Interface markup and scripts
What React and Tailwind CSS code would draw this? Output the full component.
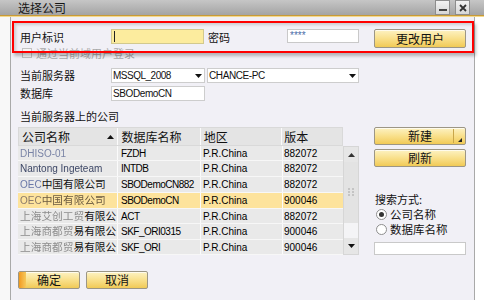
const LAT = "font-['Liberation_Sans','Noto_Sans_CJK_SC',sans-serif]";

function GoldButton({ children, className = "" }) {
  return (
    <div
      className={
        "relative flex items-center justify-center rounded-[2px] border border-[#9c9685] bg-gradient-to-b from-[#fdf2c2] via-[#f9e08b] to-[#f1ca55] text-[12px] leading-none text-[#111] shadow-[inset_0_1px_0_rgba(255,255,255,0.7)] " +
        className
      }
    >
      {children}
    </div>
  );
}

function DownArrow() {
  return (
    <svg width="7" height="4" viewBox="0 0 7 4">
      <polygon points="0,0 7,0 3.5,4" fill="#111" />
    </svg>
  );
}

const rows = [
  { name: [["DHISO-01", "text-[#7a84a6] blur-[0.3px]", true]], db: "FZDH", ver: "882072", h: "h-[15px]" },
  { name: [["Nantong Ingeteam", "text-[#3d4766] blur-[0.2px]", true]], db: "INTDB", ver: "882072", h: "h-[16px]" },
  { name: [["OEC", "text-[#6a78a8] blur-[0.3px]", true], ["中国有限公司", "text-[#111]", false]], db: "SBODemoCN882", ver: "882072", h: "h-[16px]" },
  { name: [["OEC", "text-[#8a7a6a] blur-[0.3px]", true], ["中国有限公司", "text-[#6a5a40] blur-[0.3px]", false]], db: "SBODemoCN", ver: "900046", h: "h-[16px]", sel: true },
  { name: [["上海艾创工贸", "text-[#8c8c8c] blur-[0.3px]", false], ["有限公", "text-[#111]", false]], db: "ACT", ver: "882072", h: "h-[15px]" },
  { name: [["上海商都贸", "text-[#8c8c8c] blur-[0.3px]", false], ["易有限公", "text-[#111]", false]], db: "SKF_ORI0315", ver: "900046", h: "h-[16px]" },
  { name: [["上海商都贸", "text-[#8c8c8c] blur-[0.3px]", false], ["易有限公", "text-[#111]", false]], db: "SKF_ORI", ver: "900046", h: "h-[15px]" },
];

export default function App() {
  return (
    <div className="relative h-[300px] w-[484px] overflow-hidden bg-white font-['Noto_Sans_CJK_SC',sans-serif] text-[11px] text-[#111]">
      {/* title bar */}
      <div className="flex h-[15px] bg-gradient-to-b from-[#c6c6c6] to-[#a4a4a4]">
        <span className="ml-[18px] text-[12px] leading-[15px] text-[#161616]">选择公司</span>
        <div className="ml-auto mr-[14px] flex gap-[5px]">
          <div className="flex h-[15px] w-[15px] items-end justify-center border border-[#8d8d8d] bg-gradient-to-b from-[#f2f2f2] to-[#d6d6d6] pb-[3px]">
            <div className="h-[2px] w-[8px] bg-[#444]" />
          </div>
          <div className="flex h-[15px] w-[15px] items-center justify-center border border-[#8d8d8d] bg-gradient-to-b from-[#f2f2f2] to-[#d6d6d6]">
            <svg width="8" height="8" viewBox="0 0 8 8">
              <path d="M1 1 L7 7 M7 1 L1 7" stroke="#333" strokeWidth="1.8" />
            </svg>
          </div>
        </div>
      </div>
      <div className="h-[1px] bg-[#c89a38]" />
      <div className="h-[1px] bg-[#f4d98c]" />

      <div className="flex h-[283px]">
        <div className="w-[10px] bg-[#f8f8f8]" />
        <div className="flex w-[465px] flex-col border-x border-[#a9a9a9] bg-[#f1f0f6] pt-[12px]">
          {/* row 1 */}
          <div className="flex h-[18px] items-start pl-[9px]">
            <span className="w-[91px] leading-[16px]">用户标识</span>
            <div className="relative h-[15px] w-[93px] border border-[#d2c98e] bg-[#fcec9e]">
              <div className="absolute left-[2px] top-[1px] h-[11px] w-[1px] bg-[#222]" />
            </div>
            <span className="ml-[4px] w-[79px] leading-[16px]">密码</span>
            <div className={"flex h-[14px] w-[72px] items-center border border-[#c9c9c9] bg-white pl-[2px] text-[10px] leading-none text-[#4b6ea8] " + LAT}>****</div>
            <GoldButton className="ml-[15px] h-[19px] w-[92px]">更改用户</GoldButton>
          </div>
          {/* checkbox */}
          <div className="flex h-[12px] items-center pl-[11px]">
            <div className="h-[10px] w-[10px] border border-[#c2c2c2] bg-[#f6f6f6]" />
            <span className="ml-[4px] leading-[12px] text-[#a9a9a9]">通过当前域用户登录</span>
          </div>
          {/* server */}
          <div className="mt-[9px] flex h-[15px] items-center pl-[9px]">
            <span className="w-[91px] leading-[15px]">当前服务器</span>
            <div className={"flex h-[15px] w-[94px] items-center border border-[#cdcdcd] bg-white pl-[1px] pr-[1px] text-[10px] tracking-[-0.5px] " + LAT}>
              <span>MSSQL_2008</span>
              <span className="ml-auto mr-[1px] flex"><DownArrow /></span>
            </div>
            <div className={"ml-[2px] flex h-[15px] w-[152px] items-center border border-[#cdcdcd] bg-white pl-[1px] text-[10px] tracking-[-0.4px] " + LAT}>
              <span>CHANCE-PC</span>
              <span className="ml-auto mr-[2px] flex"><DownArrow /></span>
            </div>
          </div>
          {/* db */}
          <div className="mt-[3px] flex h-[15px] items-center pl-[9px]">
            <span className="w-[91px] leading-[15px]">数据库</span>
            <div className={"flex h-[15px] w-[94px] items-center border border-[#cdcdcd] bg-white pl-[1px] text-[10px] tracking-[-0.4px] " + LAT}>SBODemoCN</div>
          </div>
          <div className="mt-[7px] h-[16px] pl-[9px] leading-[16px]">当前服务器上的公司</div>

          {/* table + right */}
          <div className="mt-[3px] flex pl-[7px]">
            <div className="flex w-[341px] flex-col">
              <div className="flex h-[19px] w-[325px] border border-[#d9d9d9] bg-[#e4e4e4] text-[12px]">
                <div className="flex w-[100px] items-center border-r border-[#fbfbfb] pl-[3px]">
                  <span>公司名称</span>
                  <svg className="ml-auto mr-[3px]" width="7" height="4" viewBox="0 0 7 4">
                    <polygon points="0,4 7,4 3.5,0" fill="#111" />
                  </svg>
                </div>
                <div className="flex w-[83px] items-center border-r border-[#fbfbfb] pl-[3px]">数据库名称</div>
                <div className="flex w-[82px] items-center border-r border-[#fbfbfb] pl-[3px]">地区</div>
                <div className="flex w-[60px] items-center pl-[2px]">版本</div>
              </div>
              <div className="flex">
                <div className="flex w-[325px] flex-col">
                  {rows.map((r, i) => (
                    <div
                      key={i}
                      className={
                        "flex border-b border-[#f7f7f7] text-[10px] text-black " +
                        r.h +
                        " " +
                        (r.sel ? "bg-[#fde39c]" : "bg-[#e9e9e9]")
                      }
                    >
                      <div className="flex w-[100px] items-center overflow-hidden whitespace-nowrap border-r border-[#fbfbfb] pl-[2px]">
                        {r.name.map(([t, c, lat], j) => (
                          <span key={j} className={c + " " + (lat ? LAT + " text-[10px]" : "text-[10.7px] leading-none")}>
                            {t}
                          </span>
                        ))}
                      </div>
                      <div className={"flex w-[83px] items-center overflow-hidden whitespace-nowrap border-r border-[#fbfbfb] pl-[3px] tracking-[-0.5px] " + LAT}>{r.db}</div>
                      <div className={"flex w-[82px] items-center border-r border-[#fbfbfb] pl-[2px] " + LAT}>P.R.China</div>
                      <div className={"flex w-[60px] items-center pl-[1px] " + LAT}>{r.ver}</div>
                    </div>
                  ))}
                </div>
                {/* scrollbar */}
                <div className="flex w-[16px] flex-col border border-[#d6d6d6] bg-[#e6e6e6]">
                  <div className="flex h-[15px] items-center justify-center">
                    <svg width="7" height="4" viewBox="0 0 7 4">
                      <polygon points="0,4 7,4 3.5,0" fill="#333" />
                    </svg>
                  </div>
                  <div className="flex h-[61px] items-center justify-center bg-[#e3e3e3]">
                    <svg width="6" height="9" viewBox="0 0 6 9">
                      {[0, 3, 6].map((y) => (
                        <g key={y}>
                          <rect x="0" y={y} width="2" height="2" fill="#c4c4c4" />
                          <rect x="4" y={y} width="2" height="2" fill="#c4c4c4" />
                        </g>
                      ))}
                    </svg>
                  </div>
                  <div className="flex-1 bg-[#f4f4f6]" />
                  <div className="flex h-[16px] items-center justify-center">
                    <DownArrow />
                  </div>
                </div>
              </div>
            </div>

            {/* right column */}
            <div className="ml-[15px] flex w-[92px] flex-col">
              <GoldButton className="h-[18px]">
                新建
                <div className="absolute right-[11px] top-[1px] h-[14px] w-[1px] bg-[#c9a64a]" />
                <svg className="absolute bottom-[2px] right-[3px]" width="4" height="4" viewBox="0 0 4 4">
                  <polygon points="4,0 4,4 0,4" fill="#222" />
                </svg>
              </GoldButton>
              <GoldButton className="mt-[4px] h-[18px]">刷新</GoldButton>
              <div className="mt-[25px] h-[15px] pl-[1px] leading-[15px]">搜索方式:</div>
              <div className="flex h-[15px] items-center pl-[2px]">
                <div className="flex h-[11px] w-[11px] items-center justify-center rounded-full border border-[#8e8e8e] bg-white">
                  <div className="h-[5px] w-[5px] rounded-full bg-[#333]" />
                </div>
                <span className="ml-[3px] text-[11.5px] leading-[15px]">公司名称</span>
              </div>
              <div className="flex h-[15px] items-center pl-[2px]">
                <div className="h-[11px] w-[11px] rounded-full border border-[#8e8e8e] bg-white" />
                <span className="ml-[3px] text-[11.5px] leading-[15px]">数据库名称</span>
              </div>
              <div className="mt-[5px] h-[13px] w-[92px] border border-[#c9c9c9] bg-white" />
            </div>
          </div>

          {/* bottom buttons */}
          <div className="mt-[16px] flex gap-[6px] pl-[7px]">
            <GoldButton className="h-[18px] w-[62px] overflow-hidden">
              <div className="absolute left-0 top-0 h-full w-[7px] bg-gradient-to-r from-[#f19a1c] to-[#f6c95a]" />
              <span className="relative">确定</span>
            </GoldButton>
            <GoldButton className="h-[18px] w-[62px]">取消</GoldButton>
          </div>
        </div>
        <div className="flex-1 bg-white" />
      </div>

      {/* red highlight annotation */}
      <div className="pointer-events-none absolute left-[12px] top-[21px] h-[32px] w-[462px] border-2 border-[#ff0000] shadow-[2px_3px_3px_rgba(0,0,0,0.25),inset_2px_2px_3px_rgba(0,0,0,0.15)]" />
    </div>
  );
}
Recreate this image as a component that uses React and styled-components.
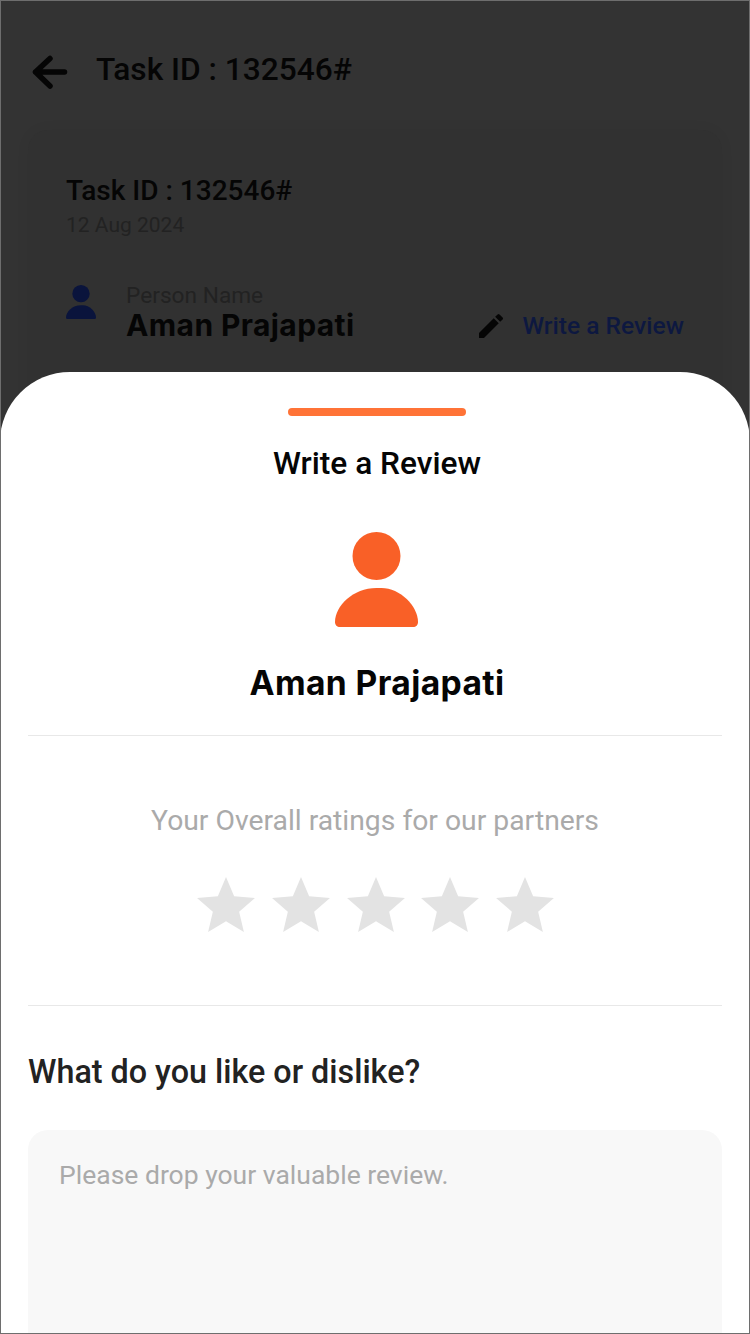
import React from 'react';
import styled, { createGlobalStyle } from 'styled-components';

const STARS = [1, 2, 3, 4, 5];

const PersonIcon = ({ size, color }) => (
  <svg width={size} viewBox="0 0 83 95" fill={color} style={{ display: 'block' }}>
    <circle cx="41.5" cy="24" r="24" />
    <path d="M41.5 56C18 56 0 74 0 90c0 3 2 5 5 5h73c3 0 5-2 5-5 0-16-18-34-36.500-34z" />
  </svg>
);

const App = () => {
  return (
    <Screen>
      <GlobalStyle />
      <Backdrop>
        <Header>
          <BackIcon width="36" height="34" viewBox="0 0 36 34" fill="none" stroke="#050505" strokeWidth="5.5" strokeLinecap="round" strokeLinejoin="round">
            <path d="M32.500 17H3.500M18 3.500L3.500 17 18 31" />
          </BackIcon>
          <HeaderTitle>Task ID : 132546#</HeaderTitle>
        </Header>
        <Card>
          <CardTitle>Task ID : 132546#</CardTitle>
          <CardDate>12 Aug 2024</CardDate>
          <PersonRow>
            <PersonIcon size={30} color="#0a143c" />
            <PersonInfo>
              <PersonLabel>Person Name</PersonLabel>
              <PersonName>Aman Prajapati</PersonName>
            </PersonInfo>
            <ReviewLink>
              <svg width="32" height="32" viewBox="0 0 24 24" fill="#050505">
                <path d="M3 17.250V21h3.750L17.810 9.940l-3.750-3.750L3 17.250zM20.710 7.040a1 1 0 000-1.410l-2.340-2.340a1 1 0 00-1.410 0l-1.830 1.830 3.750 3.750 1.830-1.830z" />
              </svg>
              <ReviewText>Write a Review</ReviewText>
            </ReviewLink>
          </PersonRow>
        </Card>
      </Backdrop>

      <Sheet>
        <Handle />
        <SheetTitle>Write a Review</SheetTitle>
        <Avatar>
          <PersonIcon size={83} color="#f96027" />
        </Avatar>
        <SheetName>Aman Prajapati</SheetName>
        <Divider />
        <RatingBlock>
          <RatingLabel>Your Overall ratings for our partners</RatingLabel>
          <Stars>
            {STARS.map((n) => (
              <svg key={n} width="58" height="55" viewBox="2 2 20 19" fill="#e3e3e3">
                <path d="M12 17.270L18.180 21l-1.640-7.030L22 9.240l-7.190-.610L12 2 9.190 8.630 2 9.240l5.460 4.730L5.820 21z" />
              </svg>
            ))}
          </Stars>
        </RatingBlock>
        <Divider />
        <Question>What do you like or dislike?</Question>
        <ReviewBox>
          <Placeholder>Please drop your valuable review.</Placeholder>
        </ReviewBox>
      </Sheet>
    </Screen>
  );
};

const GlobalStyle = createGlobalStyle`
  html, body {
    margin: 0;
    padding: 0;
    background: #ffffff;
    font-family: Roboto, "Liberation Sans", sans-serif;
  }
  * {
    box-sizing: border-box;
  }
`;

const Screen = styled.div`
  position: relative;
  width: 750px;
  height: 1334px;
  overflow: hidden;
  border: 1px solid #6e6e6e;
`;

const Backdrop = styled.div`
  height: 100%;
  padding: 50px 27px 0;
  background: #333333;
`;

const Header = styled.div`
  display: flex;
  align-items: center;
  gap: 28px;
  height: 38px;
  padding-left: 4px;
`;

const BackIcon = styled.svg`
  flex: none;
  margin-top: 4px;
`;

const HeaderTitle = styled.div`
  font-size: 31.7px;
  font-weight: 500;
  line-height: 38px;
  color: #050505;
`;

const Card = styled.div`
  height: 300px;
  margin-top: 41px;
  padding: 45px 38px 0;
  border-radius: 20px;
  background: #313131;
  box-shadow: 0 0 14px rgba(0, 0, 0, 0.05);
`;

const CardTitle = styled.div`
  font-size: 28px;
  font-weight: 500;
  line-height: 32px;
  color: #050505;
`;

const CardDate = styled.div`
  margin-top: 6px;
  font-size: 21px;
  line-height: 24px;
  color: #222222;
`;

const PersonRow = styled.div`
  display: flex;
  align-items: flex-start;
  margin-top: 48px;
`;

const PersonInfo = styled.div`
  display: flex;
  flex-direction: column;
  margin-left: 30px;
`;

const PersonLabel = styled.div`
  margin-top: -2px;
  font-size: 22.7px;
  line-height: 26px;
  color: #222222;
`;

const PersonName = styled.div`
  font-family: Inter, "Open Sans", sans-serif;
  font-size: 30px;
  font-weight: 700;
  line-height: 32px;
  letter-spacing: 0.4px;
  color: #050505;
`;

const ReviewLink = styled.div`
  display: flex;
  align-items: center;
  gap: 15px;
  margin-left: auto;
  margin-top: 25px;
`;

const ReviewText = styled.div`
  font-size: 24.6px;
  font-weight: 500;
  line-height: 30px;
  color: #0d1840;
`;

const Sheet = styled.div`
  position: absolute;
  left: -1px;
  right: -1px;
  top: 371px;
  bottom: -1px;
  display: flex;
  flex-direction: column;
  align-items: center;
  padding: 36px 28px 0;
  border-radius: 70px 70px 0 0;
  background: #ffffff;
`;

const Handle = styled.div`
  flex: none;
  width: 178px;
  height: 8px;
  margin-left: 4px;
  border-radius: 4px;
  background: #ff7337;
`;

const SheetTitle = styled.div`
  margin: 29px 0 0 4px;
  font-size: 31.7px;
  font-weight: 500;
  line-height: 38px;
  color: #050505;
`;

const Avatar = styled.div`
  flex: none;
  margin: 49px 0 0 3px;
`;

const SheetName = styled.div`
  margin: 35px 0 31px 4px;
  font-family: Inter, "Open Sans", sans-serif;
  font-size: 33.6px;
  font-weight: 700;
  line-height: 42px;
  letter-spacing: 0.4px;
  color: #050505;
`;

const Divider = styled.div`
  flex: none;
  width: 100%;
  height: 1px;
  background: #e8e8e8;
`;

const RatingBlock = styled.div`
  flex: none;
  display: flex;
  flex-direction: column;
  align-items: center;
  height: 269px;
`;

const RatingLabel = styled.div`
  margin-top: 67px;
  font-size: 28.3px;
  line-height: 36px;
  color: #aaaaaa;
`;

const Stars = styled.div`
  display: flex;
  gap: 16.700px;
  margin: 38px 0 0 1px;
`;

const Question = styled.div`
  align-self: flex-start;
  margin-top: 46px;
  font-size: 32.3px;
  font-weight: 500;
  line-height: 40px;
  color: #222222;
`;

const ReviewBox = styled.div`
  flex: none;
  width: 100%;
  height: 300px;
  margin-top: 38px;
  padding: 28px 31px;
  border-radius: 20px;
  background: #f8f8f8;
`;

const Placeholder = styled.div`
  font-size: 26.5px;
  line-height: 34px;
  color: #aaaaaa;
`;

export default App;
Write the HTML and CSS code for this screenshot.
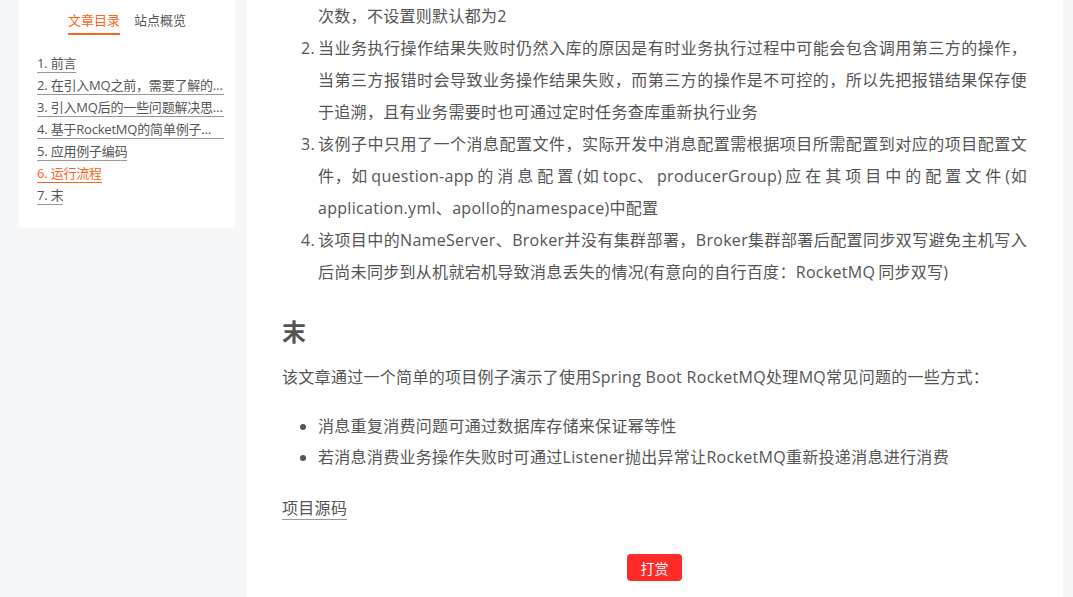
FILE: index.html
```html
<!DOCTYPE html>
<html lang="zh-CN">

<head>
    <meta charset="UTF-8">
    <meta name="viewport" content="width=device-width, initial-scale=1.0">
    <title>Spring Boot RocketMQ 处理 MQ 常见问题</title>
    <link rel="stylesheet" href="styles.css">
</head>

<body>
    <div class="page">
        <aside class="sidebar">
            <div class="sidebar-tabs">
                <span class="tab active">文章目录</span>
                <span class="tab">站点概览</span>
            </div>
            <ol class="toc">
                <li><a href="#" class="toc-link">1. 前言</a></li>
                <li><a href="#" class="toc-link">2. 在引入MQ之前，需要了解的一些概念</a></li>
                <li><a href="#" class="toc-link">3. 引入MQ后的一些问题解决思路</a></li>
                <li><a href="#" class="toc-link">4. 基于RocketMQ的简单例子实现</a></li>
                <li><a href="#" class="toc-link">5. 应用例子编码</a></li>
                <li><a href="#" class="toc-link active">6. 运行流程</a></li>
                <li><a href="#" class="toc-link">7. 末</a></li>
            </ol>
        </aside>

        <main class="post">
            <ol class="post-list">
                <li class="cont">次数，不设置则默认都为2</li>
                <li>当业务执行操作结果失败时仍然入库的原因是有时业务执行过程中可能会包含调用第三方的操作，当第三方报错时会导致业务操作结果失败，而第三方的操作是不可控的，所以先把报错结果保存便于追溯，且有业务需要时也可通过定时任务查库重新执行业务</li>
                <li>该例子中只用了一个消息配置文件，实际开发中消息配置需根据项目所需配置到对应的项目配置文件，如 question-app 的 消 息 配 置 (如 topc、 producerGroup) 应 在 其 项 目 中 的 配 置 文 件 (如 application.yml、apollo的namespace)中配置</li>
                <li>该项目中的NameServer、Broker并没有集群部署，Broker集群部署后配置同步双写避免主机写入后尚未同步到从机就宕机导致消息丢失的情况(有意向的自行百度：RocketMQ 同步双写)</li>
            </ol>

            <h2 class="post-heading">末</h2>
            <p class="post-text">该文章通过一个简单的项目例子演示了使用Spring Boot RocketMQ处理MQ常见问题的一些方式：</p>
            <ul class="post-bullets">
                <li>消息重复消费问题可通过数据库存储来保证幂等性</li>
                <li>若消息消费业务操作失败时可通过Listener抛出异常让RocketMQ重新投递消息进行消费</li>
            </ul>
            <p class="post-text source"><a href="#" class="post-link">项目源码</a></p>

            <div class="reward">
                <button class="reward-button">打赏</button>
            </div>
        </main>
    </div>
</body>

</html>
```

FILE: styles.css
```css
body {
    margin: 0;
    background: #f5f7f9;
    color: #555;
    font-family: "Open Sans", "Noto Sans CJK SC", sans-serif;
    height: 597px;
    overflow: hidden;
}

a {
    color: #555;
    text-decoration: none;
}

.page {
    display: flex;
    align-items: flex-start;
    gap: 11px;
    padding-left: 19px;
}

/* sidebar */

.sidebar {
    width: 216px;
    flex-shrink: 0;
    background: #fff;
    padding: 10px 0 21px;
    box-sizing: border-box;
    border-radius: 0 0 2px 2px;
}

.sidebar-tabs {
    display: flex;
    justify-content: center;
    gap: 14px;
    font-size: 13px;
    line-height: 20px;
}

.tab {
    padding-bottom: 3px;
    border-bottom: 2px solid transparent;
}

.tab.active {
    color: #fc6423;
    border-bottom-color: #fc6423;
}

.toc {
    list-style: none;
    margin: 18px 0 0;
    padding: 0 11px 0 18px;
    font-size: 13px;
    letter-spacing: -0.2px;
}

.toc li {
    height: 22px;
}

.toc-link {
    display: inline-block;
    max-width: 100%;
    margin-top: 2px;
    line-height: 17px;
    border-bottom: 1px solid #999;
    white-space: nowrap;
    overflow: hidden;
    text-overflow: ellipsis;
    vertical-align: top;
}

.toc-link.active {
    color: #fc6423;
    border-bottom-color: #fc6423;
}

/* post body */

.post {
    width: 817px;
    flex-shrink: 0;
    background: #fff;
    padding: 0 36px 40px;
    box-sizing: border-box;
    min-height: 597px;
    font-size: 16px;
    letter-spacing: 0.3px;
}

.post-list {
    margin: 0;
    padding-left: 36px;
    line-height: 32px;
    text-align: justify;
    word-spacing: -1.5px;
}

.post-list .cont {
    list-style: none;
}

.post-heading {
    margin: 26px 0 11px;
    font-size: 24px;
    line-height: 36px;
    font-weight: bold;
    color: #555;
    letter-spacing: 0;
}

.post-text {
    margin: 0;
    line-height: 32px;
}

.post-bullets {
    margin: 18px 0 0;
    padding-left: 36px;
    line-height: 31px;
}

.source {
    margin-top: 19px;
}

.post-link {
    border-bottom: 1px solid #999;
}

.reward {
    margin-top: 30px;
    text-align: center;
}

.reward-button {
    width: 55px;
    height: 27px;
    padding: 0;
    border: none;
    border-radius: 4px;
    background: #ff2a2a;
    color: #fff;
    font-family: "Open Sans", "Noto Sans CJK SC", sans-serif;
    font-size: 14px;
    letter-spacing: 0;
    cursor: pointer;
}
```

- [TASK DIRECTIONS] Gather up the lines that contain the word "this".

- [RESPONSE]
What React and Tailwind CSS code would draw this? Output the full component.
Recreate this image as a component that uses React and styled-components.
Write the HTML and CSS code for this screenshot.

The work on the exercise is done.